Griechenland-Hilfen Die Rettung ist beendet, die Probleme bleiben

BRÜSSEL/STRASSBURG Athen zählt die Tage. Am 20. August, so jubelt die griechische Regierung, sei man die Geldgeber nach acht Krisenjahren endlich los.

Das Land kann es nicht erwarten, endlich wieder auf eigenen finanziellen Füßen zu stehen. Doch das Bild trügt, wie Europa-Parlamentarier vor Ort erfahren konnten. Viele Maßnahmen zur Sanierung wirken erst später als erhofft.

„Griechenland hat mehr Hilfen als jedes andere Land bekommen“, sagt der CSU-Europa-Abgeordnete Markus Ferber. Eben erst ist er mit dem Wirtschafts- und Währungsausschuss aus Athen zurückgekommen. Und trotzdem gab es dort – außer Finanzminister Euklid Tsakalotos – niemanden, der den Einsatz der Geldgeber gewürdigt hat. „Wenn Hellas nun aus dem dritten Hilfspaket entlassen wird, bekommt es sogar noch ein Abschiedsgeschenk“, stellt Ferber klar. Die von den Euro-Partnern aufgehäufte Rücklage beläuft sich auf nicht weniger als 24 Milliarden Euro. „Das bedeutet Stabilität bis 2033. Niemand wurde je so abgesichert.“ „Die Bürger Griechenlands können ein neues Kapitel aufschlagen“, betonte gestern im EU-Parlament auch Eurogruppen-Chef Mario Centeno. „Im August wird es Grund zum Feiern geben.“ Wirklich?

„Die Situation vor Ort bleibt schwierig. Vieles wird noch Zeit brauchen“, stellte Währungskommissar Pierre Moscovici bei einem Besuch in Athen Anfang der Woche fest. Aber auch er beschreibt den „drängenden Wunsch des hellenischen Volkes nach Freiheit und Unabhängigkeit.“

Gegen die Reformen haben sich die Hellenen lange gesträubt.

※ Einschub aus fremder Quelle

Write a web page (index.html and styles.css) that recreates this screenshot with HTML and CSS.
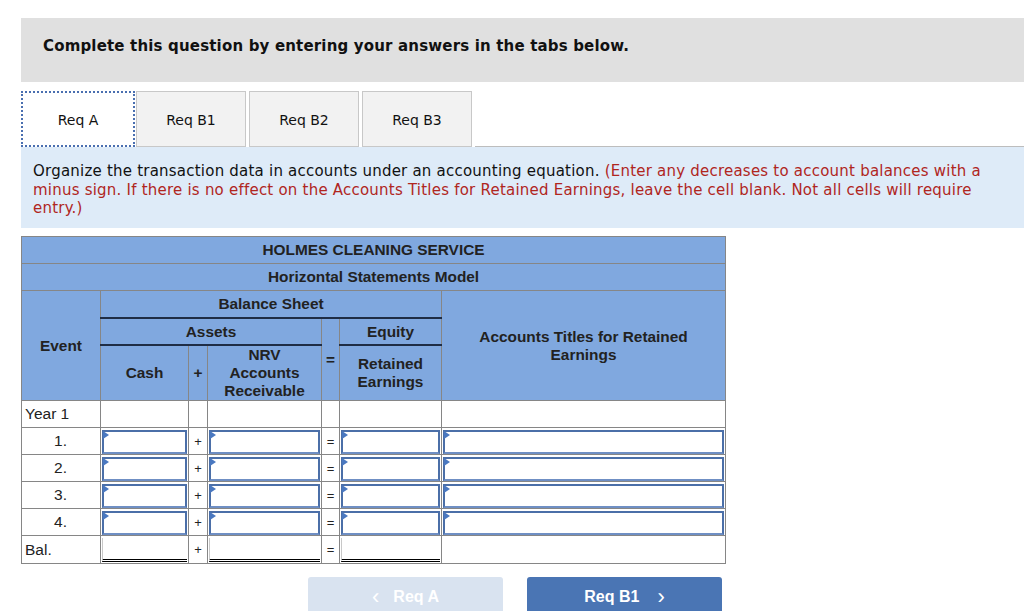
FILE: index.html
```html
<!DOCTYPE html>
<html>
<head>
<meta charset="utf-8">
<link rel="stylesheet" href="styles.css">
</head>
<body>
<div class="page">
  <div class="banner">Complete this question by entering your answers in the tabs below.</div>
  <div class="tabs">
    <div class="tab active">Req A</div>
    <div class="tab">Req B1</div>
    <div class="tab">Req B2</div>
    <div class="tab">Req B3</div>
    <div class="tab-fill"></div>
  </div>
  <div class="instructions">Organize the transaction data in accounts under an accounting equation. <span class="red">(Enter any decreases to account balances with a minus sign. If there is no effect on the Accounts Titles for Retained Earnings, leave the cell blank. Not all cells will require entry.)</span></div>

  <table class="model">
    <colgroup>
      <col class="c-event"><col class="c-cash"><col class="c-op"><col class="c-nrv"><col class="c-eq"><col class="c-re"><col class="c-acct">
    </colgroup>
    <thead>
      <tr class="hrow"><th colspan="7">HOLMES CLEANING SERVICE</th></tr>
      <tr class="hrow"><th colspan="7">Horizontal Statements Model</th></tr>
      <tr class="hrow"><th rowspan="3">Event</th><th colspan="5" class="dark-b">Balance Sheet</th><th rowspan="3" class="acct-h">Accounts Titles for Retained<br>Earnings</th></tr>
      <tr class="hrow mid"><th colspan="3" class="dark-b dark-t">Assets</th><th rowspan="2" class="op">=</th><th class="dark-b dark-t">Equity</th></tr>
      <tr class="hrow tall"><th>Cash</th><th class="op">+</th><th>NRV<br>Accounts<br>Receivable</th><th>Retained<br>Earnings</th></tr>
    </thead>
    <tbody>
      <tr><td class="lbl">Year 1</td><td></td><td></td><td></td><td></td><td></td><td></td></tr>
      <tr><td class="num">1.</td><td class="in"><span class="box"></span></td><td class="op">+</td><td class="in"><span class="box"></span></td><td class="op">=</td><td class="in"><span class="box"></span></td><td class="in"><span class="box"></span></td></tr>
      <tr><td class="num">2.</td><td class="in"><span class="box"></span></td><td class="op">+</td><td class="in"><span class="box"></span></td><td class="op">=</td><td class="in"><span class="box"></span></td><td class="in"><span class="box"></span></td></tr>
      <tr><td class="num">3.</td><td class="in"><span class="box"></span></td><td class="op">+</td><td class="in"><span class="box"></span></td><td class="op">=</td><td class="in"><span class="box"></span></td><td class="in"><span class="box"></span></td></tr>
      <tr><td class="num">4.</td><td class="in"><span class="box"></span></td><td class="op">+</td><td class="in"><span class="box"></span></td><td class="op">=</td><td class="in"><span class="box"></span></td><td class="in"><span class="box"></span></td></tr>
      <tr><td class="lbl">Bal.</td><td class="bal"><span class="dbl"></span></td><td class="op">+</td><td class="bal"><span class="dbl"></span></td><td class="op">=</td><td class="bal"><span class="dbl"></span></td><td></td></tr>
    </tbody>
  </table>

  <div class="nav">
    <div class="btn prev"><span class="chev">&lsaquo;</span>Req A</div>
    <div class="btn next">Req B1<span class="chev">&rsaquo;</span></div>
  </div>
</div>
</body>
</html>
```

FILE: styles.css
```css
html, body {
  margin: 0;
  padding: 0;
  background: #fff;
}
.page {
  padding: 18px 0 0 21px;
  font-family: "DejaVu Sans", Verdana, sans-serif;
}
.banner {
  background: #e0e0e0;
  height: 64px;
  box-sizing: border-box;
  padding: 19px 0 0 22px;
  font-weight: bold;
  font-size: 15px;
  letter-spacing: 0.17px;
  color: #111;
}
.tabs {
  display: flex;
  margin-top: 9px;
  height: 56px;
}
.tab {
  box-sizing: border-box;
  width: 110px;
  height: 56px;
  padding-top: 2px;
  background: #f2f2f2;
  border: 1px solid #c8c8c8;
  margin-right: 3px;
  display: flex;
  align-items: center;
  justify-content: center;
  font-size: 14px;
  color: #111;
}
.tab.active {
  width: 114px;
  margin-right: 1px;
  background: #fff;
  border: 2px dotted #4a6fb0;
}
.tab-fill {
  flex: 1;
  border-bottom: 1px solid #bdbdbd;
}
.instructions {
  background: #deebf8;
  height: 81px;
  box-sizing: border-box;
  padding: 15px 20px 0 12px;
  font-size: 15px;
  letter-spacing: 0.22px;
  line-height: 18.6px;
  color: #111;
}
.red {
  color: #b0261e;
}
table.model {
  margin-top: 8px;
  border-collapse: collapse;
  table-layout: fixed;
  width: 704px;
  font-family: "Liberation Sans", Arial, sans-serif;
  font-size: 15.4px;
  color: #222;
}
.c-event { width: 79px; }
.c-cash { width: 88px; }
.c-op { width: 19px; }
.c-nrv { width: 114px; }
.c-eq { width: 18px; }
.c-re { width: 102px; }
.c-acct { width: 284px; }
.model th {
  background: #80a8df;
  border: 1px solid #868686;
  font-weight: bold;
  height: 26px;
  padding: 0;
  line-height: 18px;
  text-align: center;
}
.model tr.mid th {
  height: 25px;
}
.model tr.tall th {
  height: 54px;
}
.model th.dark-b {
  border-bottom: 2px solid #1f2d45;
}
.model th.dark-t {
  border-top: 2px solid #1f2d45;
}
.model th.acct-h {
  vertical-align: middle;
}
.model td {
  border: 1px solid #868686;
  height: 26px;
  padding: 0;
  vertical-align: middle;
  font-size: 15.5px;
}
.model td.lbl {
  padding-left: 3px;
}
.model td.num {
  text-align: right;
  padding-right: 33px;
}
.model td.op {
  text-align: center;
  font-size: 13px;
}
.model td.in {
  padding: 1px 1px 0 1px;
  height: 25px;
}
.box {
  position: relative;
  display: block;
  height: 20px;
  border: 2px solid #4b6fa8;
  border-bottom-color: #6f8fc4;
  background: #fff;
}
.box::before {
  content: "";
  position: absolute;
  left: -1px;
  top: -1px;
  border-left: 6px solid #4a78c0;
  border-top: 4px solid transparent;
  border-bottom: 4px solid transparent;
}
.model td.bal {
  vertical-align: bottom;
  padding: 0 1px 1px 1px;
}
.dbl {
  display: block;
  height: 21px;
  border-left: 1px solid #c8c8c8;
  border-bottom: 3px double #000;
}
.nav {
  display: flex;
  gap: 24px;
  margin-top: 13px;
  padding-left: 287px;
  font-family: "Liberation Sans", Arial, sans-serif;
}
.btn {
  width: 195px;
  height: 40px;
  border-radius: 3px 3px 0 0;
  display: flex;
  justify-content: center;
  padding-top: 11px;
  box-sizing: border-box;
  color: #fff;
  font-weight: bold;
  font-size: 16px;
}
.btn.prev {
  background: #d9e3f0;
}
.btn.next {
  background: #4a75b4;
}
.chev {
  font-size: 22px;
  line-height: 17px;
  font-weight: normal;
}
.prev .chev { margin-right: 14px; }
.next .chev { margin-left: 18px; }
```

Klar: Wer mehr als 20 Prozent seines Gehaltes verloren hat und mit einem Fünftel weniger Rente leben muss, kann kein Verständnis für Reformen haben. Die Griechen wurden für das politische Versagen jener bestraft, denen sie jahrelang geglaubt und auf deren Zusagen sie ihre Existenz aufgebaut hatten. Sie selbst erhielten nie Finanz-Hilfen, auch wenn das lange von vielen suggeriert wurde. Es ging indes darum, dass Athen seine Rechnungen bei den Geldhäusern derer bezahlt, die auch die Finanzmittel zusammenkratzten. Das war nicht unanständig, ebenso wenig wie die Kopplung der Hilfen an Reformen.

Gleichzeitig ist die Wirklichkeit kompliziert – immer noch. „Bis wichtige Sozialreformen nicht nur im Parlament verabschiedet, sondern auch in der Realität praktiziert werden, dauert es zwei Jahre“, mussten die EU-Volksvertreter hören. Ferber: „Die lange Dauer der Umsetzung von neuen Gesetzen gehört zum Kernproblem des griechische Reformprozesses.“ Fazit der Visite: Die fast 450 von den Geldgebern durchgedrückten Reformen sind zwar angekommen, wirken aber noch nicht. Die „Grundlagen für ein ausgewogenes Wachstum“ seien aber geschaffen. „Seit 2016 schreibt das Land, dessen Defizit noch 2009 bei 15 Prozent der Wirtschaftsleistung lag, beständig eine schwarze Null“, sagt der Chef des ESM-Eurorettungsfonds, Klaus Regling. Zum Preis harter Strukturreformen.

Der Streit um den richtigen Kurs der Geldgeber geht auch kurz vor dem absehbaren Ende des nunmehr dritten Hilfsprogramms über insgesamt 86 Milliarden Euro weiter. Während der sozialdemokratische EU-Abgeordnete Roberto Gualtieri aus Italien gestern im Parlament von einem „Meilenstein“ und einem „Erfolg der Rettungspakete“ sprach, betonte der frühere AfD-Politiker Bernd Lucke, dies sei alles „Schönfärberei“, weil die Staatsausgaben Athens eben nicht gestiegen seien und schon gar keine Investitionen zustande kommen würden. Das belegen auch die Zahlen. Griechenlands Wirtschaft wächst seit 2017 wieder, aber deutlich schwächer als erhofft. Ein Grund dafür könnte, so sieht es auch die EZB, die immer noch zu zögerliche Umsetzung der Reformen sein. Die Lösung des Problems wird Athen nicht gefallen. Denn Griechenland bleibt unter Beobachtung des ESM – bis zum Jahre 2066.